One of the best ways you can increase your speed in Chrome is to make changes so that Chrome feels faster to use, and enabling smooth scrolling is one of the best ways to do it. Head back to the chrome://flags page we mentioned above. Use the search bar to look for Smooth Scrolling, then use the drop-down menu to the right of this option to set smooth scrolling to enabled. Once again, Chrome will ask you to relaunch.
This tip doesn’t work on Mac OS, unfortunately, but for Windows, Linux, Chrome OS, and Android users, smooth scrolling improves your browsing experience within Chrome by eliminating any input lag or skipping frames that come with scrolling through heavy web pages.
Enable Zero Copy Rasterizer
Our last of our three recommended flags to change is also one of the more technical options on this list. This step may not work for everyone, but it’s worth trying before moving through the rest of the guide. Head back to chrome://flags and click on the search bar, then enter Zero Copy Rasterizer. We’re going to enable this option in order to get your computer using raster threads, which will improve image rendering by writing directly to your GPU. Make sure you enable the option, but don’t restart your browser just yet. Click the search bar again, but this time, enter GPU Rasterization. Enable this option as well, then restart Chrome.
If you run into issues with these two rasterization options enabled, make sure to follow these steps in reverse to set rasterization back to default. Some sites, including Netflix, may experience slight hiccups when these rasterization settings are enabled.
Disable Hardware Acceleration
Our final flag to change might be the most important in this guide. Hardware acceleration uses your PC’s resources to help render the web faster than with software alone, but if you’re using an older PC, you might run into some problems with this. If you’re on older or slower hardware, disabling hardware acceleration is a must for Chrome.
Instead of heading into the flags menu, you’ll want to head to your Chrome settings menu by clicking on the menu button in the top right, then select Settings.
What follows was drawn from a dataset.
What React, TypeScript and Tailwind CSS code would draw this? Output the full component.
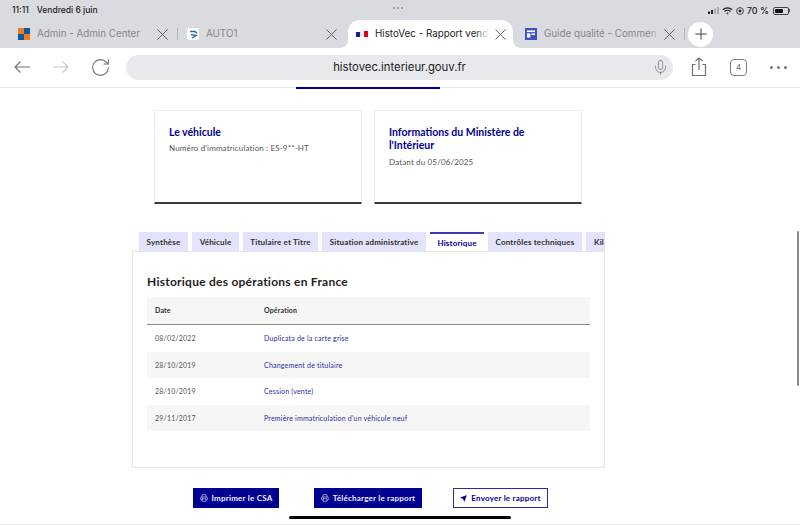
import { Mic, Plus, RotateCw, Send, X, Printer } from 'lucide-react';

const font = "font-['Inter','Liberation_Sans',sans-serif]";
const page = "font-['Lato','Liberation_Sans',sans-serif]";

const Tab = ({ icon, title, active, fade, sep }: { icon: React.ReactNode; title: string; active?: boolean; fade?: boolean; sep?: boolean }) => (
  <div className={`relative flex h-[28px] items-center pl-[8px] ${active ? 'mr-[4px] w-[165px] rounded-t-[12px] bg-white pr-[3px]' : 'w-[169px] pr-[7px]'}`}>
    {active && (
      <>
        <div className="absolute bottom-0 left-[-8px] h-[8px] w-[8px] bg-white">
          <div className="h-full w-full rounded-br-[8px] bg-[#d9dbe0]" />
        </div>
        <div className="absolute bottom-0 right-[-8px] h-[8px] w-[8px] bg-white">
          <div className="h-full w-full rounded-bl-[8px] bg-[#d9dbe0]" />
        </div>
      </>
    )}
    <div className="flex w-[12px] shrink-0 items-center justify-center">{icon}</div>
    <div className={`ml-[7px] flex-1 overflow-hidden whitespace-nowrap text-[9.8px] ${active ? 'text-[#1c1c1e]' : 'text-[#85878c]'}`}>
      {title}
    </div>
    {fade && <div className={`absolute right-[24px] h-[14px] w-[14px] bg-gradient-to-r from-transparent ${active ? 'to-white' : 'to-[#d9dbe0]'}`} />}
    <X size={19} strokeWidth={1.15} className="shrink-0 text-[#55575c]" />
    {sep && <div className="absolute right-[1px] top-[8px] h-[12px] w-[1px] bg-[#b4b6ba]" />}
  </div>
);

const CardBox = ({ title, sub }: { title: string; sub: string }) => (
  <div className="h-[94px] w-[208px] border border-[#eeeeee] border-b-[2px] border-b-[#3a3a3a] px-[14px] pt-[15px]">
    <div className="text-[10.5px] font-bold leading-[13.4px] text-[#000091]">{title}</div>
    <div className="mt-[3px] text-[8px] leading-[13px] tracking-[0.15px] text-[#555]">{sub}</div>
  </div>
);

const tabs = [
  { label: 'Synthèse', w: 'w-[49px]' },
  { label: 'Véhicule', w: 'w-[47px]' },
  { label: 'Titulaire et Titre', w: 'w-[75px]' },
  { label: 'Situation administrative', w: 'w-[104px]' },
];

const rows = [
  { date: '08/02/2022', op: 'Duplicata de la carte grise' },
  { date: '28/10/2019', op: 'Changement de titulaire' },
  { date: '28/10/2019', op: 'Cession (vente)' },
  { date: '29/11/2017', op: "Première immatriculation d'un véhicule neuf" },
];

export default function App() {
  return (
    <div className={`relative h-[525px] w-[800px] overflow-hidden bg-white ${font}`}>
      {/* browser chrome */}
      <div className="h-[48px] bg-[#d9dbe0]">
        <div className="flex h-[20px] items-center justify-between pl-[12px] pr-[10px] pt-[1px]">
          <div className="flex gap-[8px] text-[8.5px] font-medium text-[#1c1c1e]">
            <span>11:11</span>
            <span>Vendredi 6 juin</span>
          </div>
          <div className="flex items-center gap-[3px] text-[9px] font-medium text-[#1c1c1e]">
            <svg width="11" height="7" viewBox="0 0 11 7">
              <rect x="0" y="4.5" width="2" height="2.5" fill="#222" />
              <rect x="3" y="3" width="2" height="4" fill="#222" />
              <rect x="6" y="1.5" width="2" height="5.5" fill="#aaa" />
              <rect x="9" y="0" width="2" height="7" fill="#aaa" />
            </svg>
            <svg width="11" height="8" viewBox="0 0 11 8" fill="none" stroke="#222" strokeWidth="1.2">
              <path d="M.8 2.8a6.8 6.8 0 0 1 9.4 0M2.5 4.5a4.3 4.3 0 0 1 6 0" />
              <path d="M4.2 6a1.9 1.9 0 0 1 2.6 0L5.5 7.6z" fill="#222" stroke="none" />
            </svg>
            <svg width="8" height="8" viewBox="0 0 8 8" fill="none" stroke="#222">
              <circle cx="4" cy="4" r="3.4" strokeWidth="0.8" />
              <circle cx="4" cy="4" r="1.4" fill="#222" stroke="none" />
            </svg>
            <span>70 %</span>
            <div className="ml-[1px] flex items-center">
              <div className="h-[8px] w-[16px] rounded-[2px] border border-[#444] p-[1px]">
                <div className="h-full w-[70%] rounded-[1px] bg-[#111]" />
              </div>
              <div className="h-[3px] w-[1px] bg-[#555]" />
            </div>
          </div>
        </div>
        <div className="flex h-[28px] items-center pl-[10px]">
          <Tab
            sep
            title="Admin - Admin Center"
            icon={
              <div className="grid h-[12px] w-[12px] grid-cols-2 grid-rows-2">
                <div className="bg-[#f47a20]" />
                <div className="bg-[#0f5a94]" />
                <div className="bg-[#0f5a94]" />
                <div className="bg-[#f47a20]" />
              </div>
            }
          />
          <Tab
            title="AUTO1"
            icon={
              <div className="flex h-[12px] w-[12px] items-center justify-center rounded-[2px] bg-white">
                <svg width="9" height="9" viewBox="0 0 9 9" fill="none" stroke="#1d6fa5" strokeWidth="1.4">
                  <path d="M1 1.5h5l2 2M2 4.5l5 1-4 2.5" />
                </svg>
              </div>
            }
          />
          <Tab
            active
            fade
            title="HistoVec - Rapport vend"
            icon={
              <svg width="12" height="6" viewBox="0 0 12 6">
                <path d="M0 1h4v5H0z" fill="#1b1f8a" />
                <path d="M4 1h3v5H4z" fill="#e8e8f0" />
                <path d="M8 0h4v6H8z" fill="#e1000f" />
              </svg>
            }
          />
          <Tab
            fade
            sep
            title="Guide qualité - Commen"
            icon={
              <svg width="12" height="12" viewBox="0 0 12 12">
                <rect width="12" height="12" fill="#3f51c4" />
                <rect x="2" y="2.4" width="8" height="1.7" fill="#fff" />
                <rect x="2" y="5.4" width="3.4" height="4.2" fill="#fff" />
                <rect x="6.4" y="5.4" width="3.6" height="1.6" fill="#fff" />
              </svg>
            }
          />
          <div className="ml-[2px] flex h-[25px] w-[25px] items-center justify-center rounded-full bg-white">
            <Plus size={18} strokeWidth={1.3} className="text-[#3a3c40]" />
          </div>
        </div>
      </div>
      <div className="flex h-[40px] items-center border-b border-[#e8e8e8] pb-[1px]">
        <div className="flex w-[126px] items-center pl-[14px] text-[#6c6e73]">
          <svg width="16" height="12" viewBox="0 0 16 12" fill="none" stroke="currentColor" strokeWidth="1.1">
            <path d="M16 6H1M6.5.5 1 6l5.5 5.5" />
          </svg>
          <svg width="16" height="12" viewBox="0 0 16 12" fill="none" stroke="#c4c6ca" strokeWidth="1.1" className="ml-[23px]">
            <path d="M0 6h15M9.5.5 15 6l-5.5 5.5" />
          </svg>
          <RotateCw size={21} strokeWidth={1.2} className="ml-[21px]" />
        </div>
        <div className="relative flex h-[25px] w-[547px] items-center justify-center rounded-full bg-[#e7e9ec] text-[11.3px] text-[#1c1c1e]">
          histovec.interieur.gouv.fr
          <Mic size={17} strokeWidth={1.1} className="absolute right-[4px] text-[#77797e]" />
        </div>
        <svg width="16" height="20" viewBox="0 0 16 20" fill="none" stroke="#6c6e73" strokeWidth="1.2" className="ml-[18px]">
          <path d="M4.5 7.5H1.5v11h13v-11h-3" />
          <path d="M8 13V1M4.5 4 8 1l3.5 3" />
        </svg>
        <div className="ml-[23px] flex h-[17px] w-[17px] items-center justify-center rounded-[4px] border border-[#7b7d82] text-[8px] text-[#6c6e73]">4</div>
        <div className="ml-[23px] flex gap-[4px]">
          <div className="h-[3px] w-[3px] rounded-full bg-[#77797e]" />
          <div className="h-[3px] w-[3px] rounded-full bg-[#77797e]" />
          <div className="h-[3px] w-[3px] rounded-full bg-[#77797e]" />
        </div>
      </div>

      {/* page */}
      <div className={page}>
        <div className="ml-[296px] h-[2px] w-[144px] -translate-y-[1px] bg-[#000091]" />
        <div className="ml-[154px] mt-[20px] flex gap-[12px]">
          <CardBox title="Le véhicule" sub="Numéro d'immatriculation : ES-9**-HT" />
          <CardBox title="Informations du Ministère de l'Intérieur" sub="Datant du 05/06/2025" />
        </div>

        <div className="relative ml-[139px] mt-[28px] flex h-[19px] w-[466px] gap-[4px] overflow-hidden text-[8px] font-bold tracking-[0.17px] text-[#2f2f2f]">
          {tabs.map((t) => (
            <div key={t.label} className={`${t.w} flex shrink-0 items-center justify-center whitespace-nowrap bg-[#e3e3fd]`}>
              {t.label}
            </div>
          ))}
          <div className="flex w-[54px] shrink-0 items-center justify-center border-t-2 border-[#3b3bbd] bg-white text-[#000091]">Historique</div>
          <div className="flex w-[94px] shrink-0 items-center justify-center whitespace-nowrap bg-[#e3e3fd]">Contrôles techniques</div>
          <div className="flex w-[19px] shrink-0 items-center whitespace-nowrap bg-[#e3e3fd] pl-[8px]">Kil</div>
        </div>

        <div className="ml-[132px] h-[217px] w-[473px] border border-t-0 border-[#e5e5e5] px-[14px]">
          <div className="-mx-[14px] border-t border-[#e5e5e5]" />
          <h2 className="pt-[22px] text-[12px] font-bold leading-[16px] tracking-[0.25px] text-[#1e1e1e]">Historique des opérations en France</h2>
          <div className="mt-[7px] flex h-[28px] items-center border-b border-[#8a8a8a] bg-[#f6f6f6] text-[7px] font-bold tracking-[0.15px] text-[#2f2f2f]">
            <div className="w-[117px] pl-[8px]">Date</div>
            <div>Opération</div>
          </div>
          {rows.map((r, i) => (
            <div key={r.op} className={`flex h-[26.5px] items-center text-[7px] tracking-[0.2px] ${i % 2 ? 'bg-[#f6f6f6]' : 'bg-white'}`}>
              <div className="w-[117px] pl-[8px] text-[#555]">{r.date}</div>
              <div className="text-[#2a2aa8]">{r.op}</div>
            </div>
          ))}
        </div>

        <div className="ml-[193px] mt-[20px] flex h-[20px] text-[8px] font-bold tracking-[0.22px]">
          <div className="flex w-[86px] items-center justify-center gap-[4px] bg-[#000091] text-[#f0f0ff]">
            <Printer size={8} strokeWidth={1.8} />
            Imprimer le CSA
          </div>
          <div className="ml-[35px] flex w-[108px] items-center justify-center gap-[4px] bg-[#000091] text-[#f0f0ff]">
            <Printer size={8} strokeWidth={1.8} />
            Télécharger le rapport
          </div>
          <div className="ml-[31px] flex w-[95px] items-center justify-center gap-[4px] border border-[#2a2aa8] text-[#000091]">
            <Send size={7} fill="#000091" strokeWidth={1} />
            Envoyer le rapport
          </div>
        </div>
      </div>

      {/* system overlays */}
      <div className="absolute left-0 top-[524px] h-[1px] w-full bg-[#e5e5e5]" />
      <div className="absolute left-[289px] top-[516px] h-[3px] w-[222px] rounded-full bg-black" />
      <div className="absolute left-[797px] top-[231px] h-[155px] w-[2px] rounded-full bg-[#8a8a8a]" />
      <div className="absolute left-[393px] top-[7px] flex gap-[2px]">
        <div className="h-[2px] w-[2px] rounded-full bg-[#8d8f94]" />
        <div className="h-[2px] w-[2px] rounded-full bg-[#8d8f94]" />
        <div className="h-[2px] w-[2px] rounded-full bg-[#8d8f94]" />
      </div>
    </div>
  );
}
To find the Hardware Acceleration settings, either use the search bar at the top of the page to type “Hardware Acceleration,” or scroll down to Advanced Settings, then find “Use hardware acceleration when available,” under the System heading. Uncheck this setting, then exit and restart Chrome.
Ensure Chrome isn’t Running at Startup
This is a simple one. When you installed Chrome onto your computer, you may have unwillingly and unknowingly enabled Chrome to run on your computer at startup. Running Chrome at startup can slow down your computer and make it harder to actually use your browser when you need it.
In Windows, click the Windows key on your keyboard and type Startup, then make sure Chrome is disabled from this menu. In MacOS, right-click on Chrome in your dock, then hover over Options and make sure “Open at Login” is disabled.
Making sure Chrome is only running when you actually want it to run is one of the most important steps you can take towards getting Chrome running at peak performance, and it can even help make sure Chrome runs faster when you actually launch it.
One of the most prominent complaints regarding Chrome online comes down to tab management. Millions of users have run into issues with Chrome constantly reloading their tabs when they’re trying to browse, which can result in lost data and hours of having to recreate your work.
Instead of constantly losing track of your tabs, make sure to get your tab management under control with one of two apps we recommend. The first Chrome app, The Great Suspender, is a fantastic way to make sure background apps are destroying the performance of your PC while saving you some additional battery life in the process. The app allows you to put your tabs to sleep in order to keep them suspended in the background, rather than using resources by being active on your PC.
Our second recommendation, OneTab, performs a similar function, converting your open tabs into a list that reduces Chrome’s memory load on your PC. Restoring tabs from OneTab’s list takes a single click, making it easy to manage your workload while sparing your computer’s limited RAM.
Clear Your Cookies
Cookies are a real important piece of the web, necessary for keeping track of your data as you browse through different websites. This can make browsing a whole lot smarter, but it can also bog Chrome down with a bunch of unnecessary data. Clearing your cookies every now and again is a good habit to get into, and it only takes a moment of your time.
To clear your browser’s cookies, open up the settings menu in Chrome and type “clear browsing data” into the search box at the top of the page. Select “Clear Browsing Data” from the options highlighted and make sure “Cookies and other site data” is checked in this box. Once you’ve cleared your cookies, restart your browser. And hey, if you want to get a jump on our final section below, clear your history, cached images and files, and any other data from this list you feel like you can discard. We’d also recommend blocking third-party cookies entirely, which will save you the trouble of routinely clearing your cookies from this list.
Reset Your Chrome Settings
If you’re still trying to get Chrome to run faster on your computer, you might want to try resetting Chrome to its default state.
- Check your Chrome themes. Some themes can really bog down your browser, so it’s a great idea to select a more basic theme or to set Chrome back to its default look.
- Clear your browsing history. If you’ve been using Chrome for a long time, clearing your browser history can follow in your cookies footsteps and make things feel a bit snappier. You can automate this process to make it a step you never have to think about.
- Clear your Chrome cache. Follow the same steps described above to clear your cached images and files from Chrome.
- Reset your browser. Head to the settings menu in Chrome and use the search box at the top of the menu to type “Reset.” Look for the option to “Reset settings to their original defaults” and click it. You’ll get a notice that Chrome’s about to reset your startup page, your new tab page, your search engine, and clear your pinned tabs. It will also disable all extensions and clear temporary data like cookies, repeating some of the steps we’ve covered in this guide.. Your bookmarks, history and saved passwords will not be cleared using this step, so if you want any of that information cleared, you’ll have to do it manually. Click on the Reset button to clear Chrome.
Google Chrome is one of the best browsers you can use today, with a wide library of extensions and Chrome apps and some of the fastest web rendering technology around, but it isn’t perfect. With these steps, you can give Google Chrome a serious speed boost in just a few minutes.